Mas, claro que esta dualidade heróica de Bernardo nunca foi bem aceita (ninguém gosta de nuances –penso em FHC), ninguém entendeu esta luta bífida e eu mesmo, na época, esculhambei "O Último Tango em Paris" como filme "restaurador".
E, no entanto, estava lá o Marlon Brando exposto à perversão mais total, levando dedinho de Maria Schneider no rabinho, na subversão do mito do "star system", sem contar que o filme era um maravilhoso escândalo no mundo careta do sexo papai-e-mamãe da época.
Como é fácil criticar Bernardo sem fazer cinema, sendo apenas ensaísta! Ninguém sabe o que é aguentar a gangue da distribuidora Miramax dizendo que "cortaram meia hora do `Buda', mas que é assim mesmo, que todos reclamam e depois gostam".

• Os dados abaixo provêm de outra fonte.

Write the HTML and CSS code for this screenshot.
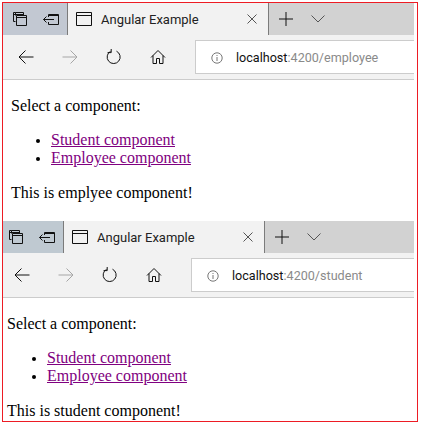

Então, ali em 82, Bernardo já estava se preparando para fazer uma grande vingança contra todo mundo, contra os europeus que o esculhambavam de dentro das livrarias e contra Hollywood. A vingança seria o sucesso total.
Estava já tomando vitamina para fazer "O Último Imperador", que ele levou anos armando, até explodir em 87 e ganhar oito Oscars. Na hora de receber, ainda fez piada: "New York is the big apple, Los Angeles is the big nipple" (trocadilho de maçã (apple) com seio (nipple), ou seja, "aqui em L.A., mamamos!").
Na Europa, ainda piorou. O homem comum da Itália considerou-o um ídolo que ganhou a copa do mundo, mas a crítica continuou sacaneando. Ninguém perdoa oito Oscars.
Cacá Diegues me conta que, em 89, viu o Theo Angeloupolos meter o dedo na cara do Bernardo e chamá-lo de traidor. Ele devia ter dado uma porrada no greguinho arrogante e metido a profundo.
A inveja era total. O Ettore Scola, medíocre assistente de Fellini e comuna burro, também liderou campanha contra o Bertolucci. "Filmava em inglês, não era mais italiano etc." E assim se passaram os anos, com Bernardo tentando injetar profundidade no "mainstream" e tentando ampliar comercialmente o cinema europeu.
Neste pêndulo, ele tem passado sua vida. E mais uma vez buscou o amor do pai europeu, filmando "O Céu que nos Protege", amparado no selo "profundo" do Paul Bowles, artista radical, sofredor, louco. Desta vez, os franceses adorariam, pensou.
Não adiantou. Os americanos detestaram, o filme foi um fracasso de bilheteria e a "Cahiers du Cinéma" disse que era um "desfile de modas no deserto". Ou seja, conseguiu não agradar ninguém. Era seu filme mais "cinema novo", desdramatizado, que valia existir nem que fosse pela genial amostragem antropológica da África.
Era belíssimo o filme, com excessos, atores geniais, trágico. Aqui também esculhambaram, pois aqui os críticos parecem até que vivem num "paraíso da arte", povoado por cidadãos kanes cantando na chuva.
Em todos os filmes de Bernardo se vê esse tema da oscilação entre a tradição e o novo. Isto está na vida do "Último Imperador" Pu Yi, está na relação Ocidente-Oriente, está até em Sidharta, o "buda" jovem que larga tudo para ser "comunista".
Em "O Pequeno Buda" vemos um Bernardo talvez deprimido de novo. Estará tomando mais vitaminas? Voltou para a análise? A depressão se percebe pela escolha de um filme anódino, quase spielberguiano, neutro, infantil. É como se ele quisesse se subtrair à amolação de criticas e comércio e ficar na terra de ninguém dos meninos e monges.
É estranho o filme. Não parece dele, ele renuncia aqui aos grandes "pedaços de bravura" dos travellings faustosos. Fica uma "mise-en-scène" da "National Geographic", como se o cineasta estivesse pedindo sossego.
Mas, de certa forma, "O Pequeno Buda" é antiItália, antiaquela coisa corrupta e faladora da Itália, contraposta a um elogio da contemplação não-ideológica. E agora Bertolucci, continuando seu calvário também doce, feito de fama e dinheiro e belas viagens pelo mundo, pretende fazer um filme na Itália, simples, íntimo. Mais uma vez, alguém o atacará.